### Goal
Transcribe the listing in full, excluding any pictures.

━━ Supplied information

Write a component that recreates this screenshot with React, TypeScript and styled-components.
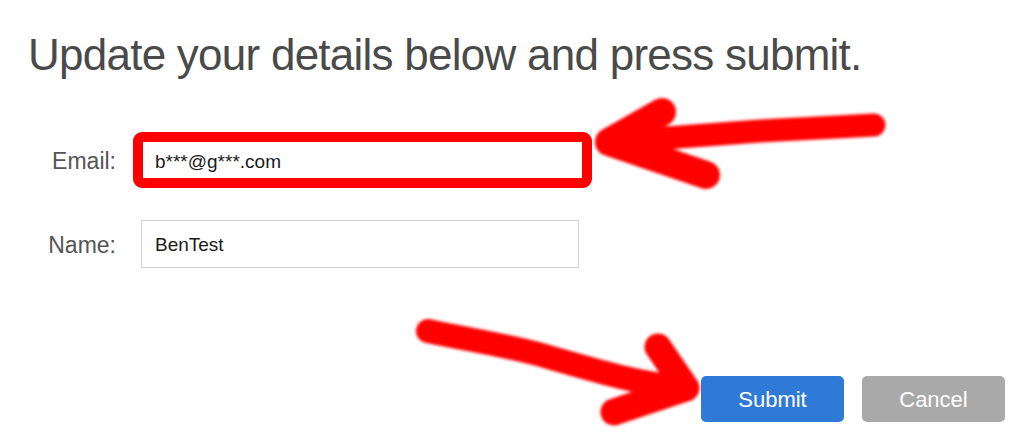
import styled, { createGlobalStyle } from "styled-components";

const GlobalStyle = createGlobalStyle`
    html, body {
        margin: 0;
        padding: 0;
        background: #ffffff;
    }
    body {
        font-family: "Liberation Sans", Helvetica, Arial, sans-serif;
    }
    * {
        box-sizing: border-box;
    }
`;

const App = () => {
    // 더미 사용자 정보
    const user = {
        email: "b***@g***.com",
        name: "BenTest"
    };

    return (
        <>
            <GlobalStyle />
            <Page>
                <Title>Update your details below and press submit.</Title>

                {/* 입력 폼 */}
                <Form>
                    <FieldRow>
                        <Label>Email:</Label>
                        <Input highlighted>{user.email}</Input>
                    </FieldRow>

                    <FieldRow>
                        <Label>Name:</Label>
                        <Input>{user.name}</Input>
                    </FieldRow>
                </Form>

                {/* 버튼 */}
                <ButtonRow>
                    <Button variant="primary">Submit</Button>
                    <Button variant="secondary">Cancel</Button>
                </ButtonRow>

                {/* 손그림 화살표 */}
                <Annotations width="1024" height="442" viewBox="0 0 1024 442">
                    <defs>
                        <filter id="soft" x="-10%" y="-10%" width="120%" height="120%">
                            <feGaussianBlur stdDeviation="1.8" />
                        </filter>
                    </defs>
                    <g
                        filter="url(#soft)"
                        fill="none"
                        stroke="#ff0000"
                        strokeLinecap="round"
                        strokeLinejoin="round"
                    >
                        <path d="M 874 125 L 760 131 L 612 142" strokeWidth="23" />
                        <path d="M 662 112 L 609 142 L 706 175" strokeWidth="28" />

                        <path
                            d="M 428 331 C 470 340, 510 346, 545 356 C 600 372, 640 384, 686 388"
                            strokeWidth="24"
                        />
                        <path d="M 658 347 L 686 388 L 614 412" strokeWidth="27" />
                    </g>
                </Annotations>
            </Page>
        </>
    );
};

export default App;

const Page = styled.div`
    position: relative;
    width: 1024px;
    height: 442px;
    padding-top: 30px;
    overflow: hidden;
`;

const Title = styled.h1`
    margin: 0 0 0 28px;
    font-size: 44px;
    line-height: 50px;
    letter-spacing: -0.75px;
    font-weight: 400;
    color: #4a4a4a;
`;

const Form = styled.div`
    display: flex;
    flex-direction: column;
    gap: 32px;
    margin-top: 52px;
`;

const FieldRow = styled.div`
    display: flex;
    align-items: center;
`;

const Label = styled.span`
    width: 116px;
    padding-top: 3px;
    text-align: right;
    font-size: 23px;
    color: #555555;
`;

const Input = styled.div<{ highlighted?: boolean }>`
    display: flex;
    align-items: center;
    background: #ffffff;
    font-size: 19px;
    color: #1a1a1a;
    margin-left: ${({ highlighted }) => (highlighted ? "17px" : "25px")};
    width: ${({ highlighted }) => (highlighted ? "459px" : "438px")};
    height: ${({ highlighted }) => (highlighted ? "56px" : "48px")};
    padding-left: ${({ highlighted }) => (highlighted ? "12px" : "13px")};
    padding-top: ${({ highlighted }) => (highlighted ? "4px" : "2px")};
    border: ${({ highlighted }) => (highlighted ? "10px solid #ff0000" : "1px solid #cfcfcf")};
    border-radius: ${({ highlighted }) => (highlighted ? "9px" : "1px")};
`;

const ButtonRow = styled.div`
    display: flex;
    justify-content: flex-end;
    gap: 18px;
    margin-top: 108px;
    padding-right: 19px;
`;

const Button = styled.button<{ variant: "primary" | "secondary" }>`
    width: 143px;
    height: 46px;
    padding-top: 3px;
    border: none;
    border-radius: 5px;
    font-family: inherit;
    font-size: 22px;
    color: #ffffff;
    background: ${({ variant }) => (variant === "primary" ? "#2f7ad6" : "#a9a9a9")};
    cursor: pointer;
`;

const Annotations = styled.svg`
    position: absolute;
    top: 0;
    left: 0;
    pointer-events: none;
`;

━━━━

### Solution to the problem
Write a component that recreates this screenshot with React, TypeScript and styled-components.
import styled, { createGlobalStyle } from "styled-components";

const GlobalStyle = createGlobalStyle`
    html, body {
        margin: 0;
        padding: 0;
        background: #ffffff;
    }
    body {
        font-family: "Liberation Sans", Helvetica, Arial, sans-serif;
    }
    * {
        box-sizing: border-box;
    }
`;

const App = () => {
    // 더미 사용자 정보
    const user = {
        email: "b***@g***.com",
        name: "BenTest"
    };

    return (
        <>
            <GlobalStyle />
            <Page>
                <Title>Update your details below and press submit.</Title>

                {/* 입력 폼 */}
                <Form>
                    <FieldRow>
                        <Label>Email:</Label>
                        <Input highlighted>{user.email}</Input>
                    </FieldRow>

                    <FieldRow>
                        <Label>Name:</Label>
                        <Input>{user.name}</Input>
                    </FieldRow>
                </Form>

                {/* 버튼 */}
                <ButtonRow>
                    <Button variant="primary">Submit</Button>
                    <Button variant="secondary">Cancel</Button>
                </ButtonRow>

                {/* 손그림 화살표 */}
                <Annotations width="1024" height="442" viewBox="0 0 1024 442">
                    <defs>
                        <filter id="soft" x="-10%" y="-10%" width="120%" height="120%">
                            <feGaussianBlur stdDeviation="1.8" />
                        </filter>
                    </defs>
                    <g
                        filter="url(#soft)"
                        fill="none"
                        stroke="#ff0000"
                        strokeLinecap="round"
                        strokeLinejoin="round"
                    >
                        <path d="M 874 125 L 760 131 L 612 142" strokeWidth="23" />
                        <path d="M 662 112 L 609 142 L 706 175" strokeWidth="28" />

                        <path
                            d="M 428 331 C 470 340, 510 346, 545 356 C 600 372, 640 384, 686 388"
                            strokeWidth="24"
                        />
                        <path d="M 658 347 L 686 388 L 614 412" strokeWidth="27" />
                    </g>
                </Annotations>
            </Page>
        </>
    );
};

export default App;

const Page = styled.div`
    position: relative;
    width: 1024px;
    height: 442px;
    padding-top: 30px;
    overflow: hidden;
`;

const Title = styled.h1`
    margin: 0 0 0 28px;
    font-size: 44px;
    line-height: 50px;
    letter-spacing: -0.75px;
    font-weight: 400;
    color: #4a4a4a;
`;

const Form = styled.div`
    display: flex;
    flex-direction: column;
    gap: 32px;
    margin-top: 52px;
`;

const FieldRow = styled.div`
    display: flex;
    align-items: center;
`;

const Label = styled.span`
    width: 116px;
    padding-top: 3px;
    text-align: right;
    font-size: 23px;
    color: #555555;
`;

const Input = styled.div<{ highlighted?: boolean }>`
    display: flex;
    align-items: center;
    background: #ffffff;
    font-size: 19px;
    color: #1a1a1a;
    margin-left: ${({ highlighted }) => (highlighted ? "17px" : "25px")};
    width: ${({ highlighted }) => (highlighted ? "459px" : "438px")};
    height: ${({ highlighted }) => (highlighted ? "56px" : "48px")};
    padding-left: ${({ highlighted }) => (highlighted ? "12px" : "13px")};
    padding-top: ${({ highlighted }) => (highlighted ? "4px" : "2px")};
    border: ${({ highlighted }) => (highlighted ? "10px solid #ff0000" : "1px solid #cfcfcf")};
    border-radius: ${({ highlighted }) => (highlighted ? "9px" : "1px")};
`;

const ButtonRow = styled.div`
    display: flex;
    justify-content: flex-end;
    gap: 18px;
    margin-top: 108px;
    padding-right: 19px;
`;

const Button = styled.button<{ variant: "primary" | "secondary" }>`
    width: 143px;
    height: 46px;
    padding-top: 3px;
    border: none;
    border-radius: 5px;
    font-family: inherit;
    font-size: 22px;
    color: #ffffff;
    background: ${({ variant }) => (variant === "primary" ? "#2f7ad6" : "#a9a9a9")};
    cursor: pointer;
`;

const Annotations = styled.svg`
    position: absolute;
    top: 0;
    left: 0;
    pointer-events: none;
`;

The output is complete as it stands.